Because of the time-varying characteristics of the noise and attenuation, the longer the minimum signaling period, the greater the probability of a corrupted transmission. Fast synchronization enables the data to be transmitted in short frames, which in turn maximizes the probability of reception, enables adaptive equalization on a frame basis and serves as the foundation for low-latency isochronous communications.
No matter how robust the physical layer solution, there will be bit errors. Forward error correction (FEC) and an embedded low-level link protocol incorporating automatic repeat request (ARQ) further maximize the probability of recovering any received frame.
With good partitioning between analog and digital signal processing, the physical-layer solution through the error-control coding can be implemented in low-cost silicon in a pure CMOS process.
A token-passing MAC is uniquely suited to the requirements of both reliable transfer of control in a noisy medium and support for multimedia. False synchronization, missed transmissions and near-far problems that are inherent to a noisy medium such as the power line are best addressed with a token-passing deterministic access scheme. On the power line it is difficult to distinguish between a signal and noise. Token passing transfers control of network access deterministically, ensuring only one token holder at any time even in a noisy environment. Since the location of each node is different, each node receives a transmission subject to different distortion and noise.
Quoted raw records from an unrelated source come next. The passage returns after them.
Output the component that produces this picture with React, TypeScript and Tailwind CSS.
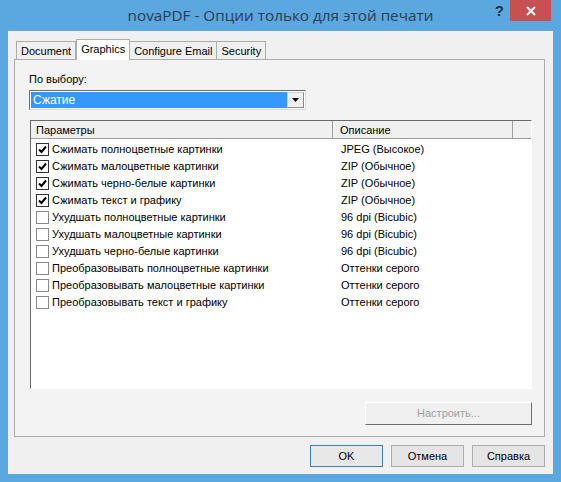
const rows = [
  { label: "Сжимать полноцветные картинки", desc: "JPEG (Высокое)", on: true },
  { label: "Сжимать малоцветные картинки", desc: "ZIP (Обычное)", on: true },
  { label: "Сжимать черно-белые картинки", desc: "ZIP (Обычное)", on: true },
  { label: "Сжимать текст и графику", desc: "ZIP (Обычное)", on: true },
  { label: "Ухудшать полноцветные картинки", desc: "96 dpi (Bicubic)", on: false },
  { label: "Ухудшать малоцветные картинки", desc: "96 dpi (Bicubic)", on: false },
  { label: "Ухудшать черно-белые картинки", desc: "96 dpi (Bicubic)", on: false },
  { label: "Преобразовывать полноцветные картинки", desc: "Оттенки серого", on: false },
  { label: "Преобразовывать малоцветные картинки", desc: "Оттенки серого", on: false },
  { label: "Преобразовывать текст и графику", desc: "Оттенки серого", on: false },
];

const tabs = ["Document", "Graphics", "Configure Email", "Security"];

export default function App() {
  return (
    <div
      className="flex h-[482px] w-[561px] flex-col bg-[#5ba7df] text-[11px] text-black"
      style={{ fontFamily: '"Liberation Sans", Arial, sans-serif' }}
    >
      {/* title bar */}
      <div className="grid h-[31px] grid-cols-[1fr_auto_1fr] items-start">
        <div />
        <div
          className="pt-[4px] text-[15.3px] leading-[22px] text-[#2a3d4f]"
          style={{ fontFamily: '"Open Sans", "Noto Sans", sans-serif' }}
        >
          novaPDF - Опции только для этой печати
        </div>
        <div className="flex items-start justify-end pr-[10px]">
          <span className="mr-[6px] mt-[3px] text-[15px] font-bold leading-[16px] text-[#1e3346]">?</span>
          <button
            type="button"
            className="grid h-[21px] w-[41px] place-items-center bg-[#c75050] text-white"
          >
            <svg width="10" height="10" viewBox="0 0 10 10">
              <path d="M1 1L9 9M9 1L1 9" stroke="white" strokeWidth="2" />
            </svg>
          </button>
        </div>
      </div>

      {/* client */}
      <div className="mx-[8px] mb-[8px] flex flex-1 flex-col bg-[#f0f0f0] pl-[6px] pr-[8px] pt-[9px]">
        <div className="flex h-[19px] items-end pl-[2px]">
          {tabs.map((t) => {
            const sel = t === "Graphics";
            return (
              <div
                key={t}
                className={
                  sel
                    ? "relative z-10 -mb-px flex h-[21px] items-start border border-b-0 border-[#adadad] bg-white px-[4px] pt-[2px] leading-[15px]"
                    : "-ml-px flex h-[18px] items-start border border-b-0 border-[#adadad] bg-[#f0f0f0] px-[4px] pt-[2px] leading-[15px] first:ml-0"
                }
              >
                {t}
              </div>
            );
          })}
        </div>

        {/* tab page */}
        <div className="flex h-[378px] flex-col border border-[#adadad] bg-[#f3f3f3] pl-[14px] pr-[12px] pt-[12px]">
          <div className="leading-[15px]">По выбору:</div>
          <div className="mt-[3px] flex h-[20px] w-[277px] border border-t-[#6d6d6d] border-l-[#6d6d6d] border-r-[#dcdcdc] border-b-[#dcdcdc] bg-white p-px">
            <div className="flex flex-1 items-center bg-[#3399ff] px-[2px] text-[12px] text-white">Сжатие</div>
            <div className="grid w-[17px] place-items-center border border-[#d0d0d0] border-b-[#8c8c8c] border-r-[#8c8c8c] bg-[#f0f0f0]">
              <svg width="7" height="4" viewBox="0 0 7 4">
                <path d="M0 0H7L3.5 4Z" fill="black" />
              </svg>
            </div>
          </div>

          {/* list */}
          <div className="ml-px mt-[10px] flex h-[269px] flex-col border border-t-[#696969] border-l-[#696969] border-r-[#ffffff] border-b-[#ffffff] bg-white">
            <div className="flex h-[18px] border-b border-[#a0a0a0] bg-[#f0f0f0] leading-[16px]">
              <div className="w-[302px] border-r border-[#a0a0a0] pl-[5px] pt-px">Параметры</div>
              <div className="w-[180px] border-r border-[#a0a0a0] pl-[7px] pt-px">Описание</div>
              <div className="flex-1" />
            </div>
            <div className="pt-[2px]">
              {rows.map((r) => (
                <div key={r.label} className="flex h-[17px] items-center">
                  <div className="flex w-[302px] items-center pl-[5px]">
                    <span
                      className={
                        "grid h-[13px] w-[13px] place-items-center border bg-white " +
                        (r.on ? "border-[#333333]" : "border-[#8a8a8a]")
                      }
                    >
                      {r.on && (
                        <svg width="9" height="9" viewBox="0 0 9 9">
                          <path d="M1 4.5L3.5 7L8 1.5" stroke="black" strokeWidth="2" fill="none" />
                        </svg>
                      )}
                    </span>
                    <span className="ml-[3px] whitespace-nowrap">{r.label}</span>
                  </div>
                  <div className="pl-[8px] whitespace-nowrap">{r.desc}</div>
                </div>
              ))}
            </div>
          </div>

          <div className="mt-[13px] flex justify-end">
            <button
              type="button"
              disabled
              className="h-[23px] w-[167px] border border-t-white border-l-white border-r-[#6d6d6d] border-b-[#6d6d6d] bg-[#f0f0f0] text-[#a0a0a0]"
            >
              Настроить...
            </button>
          </div>
        </div>

        {/* dialog buttons */}
        <div className="mt-[8px] flex justify-end gap-[8px]">
          <button type="button" className="h-[22px] w-[73px] border border-[#3c7fb1] bg-[#e8e8e8]">
            OK
          </button>
          <button type="button" className="h-[22px] w-[73px] border border-[#acacac] bg-[#e5e5e5]">
            Отмена
          </button>
          <button type="button" className="h-[22px] w-[73px] border border-[#acacac] bg-[#e5e5e5]">
            Справка
          </button>
        </div>
      </div>
    </div>
  );
}
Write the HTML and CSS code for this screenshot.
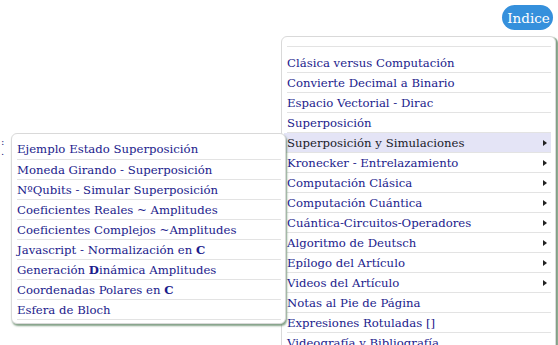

There is thus the possibility that some nodes will miss a transmission that other nodes hear. In token passing, nodes cannot transmit unless they hold the token, so there is no possibility that nodes will transmit during another node's transmission.
The token-passing MAC includes the use of a Token Rotation Time (TRT). The TRT is a fixed value that sets the maximum amount of time a station must wait for the token. This value is chosen to balance the worst-case access latency against network bandwidth being consumed for nonproductive token-passing overhead. The resultant low latency supports multimedia.
When nodes gain access to the network they are limited to their allotted Token Hold Time (THT). The THT is the amount of time a station is allowed to transmit before it must pass the token to the next station. Enforcing a THT ensures that all nodes receive their fair allocation of network bandwidth.
The use of priorities based on traffic type when allocating network access allows delay-sensitive traffic to first gain access to the network and maintain its required bit rate allocation.
Segmentation and reassembly (SAR) is integral to the architecture. Short power line frames are derived from segmentation of the typical packet. Segmentation into short frames ensures that high-priority traffic is not delayed by maximum-size Ethernet data packets as well as adherence to the THTs. Starting with a power-line-optimized physical layer as the foundation, the architecture described here adds forward error correction, ARQ, SAR and a token-passing MAC to yield an "as good as wire" 10-9 BER that looks to the world like an Ethernet NIC. Using a power-line signal processor combined with a low-cost embedded ARM-based controller yields a reliable, multimedia-capable home network.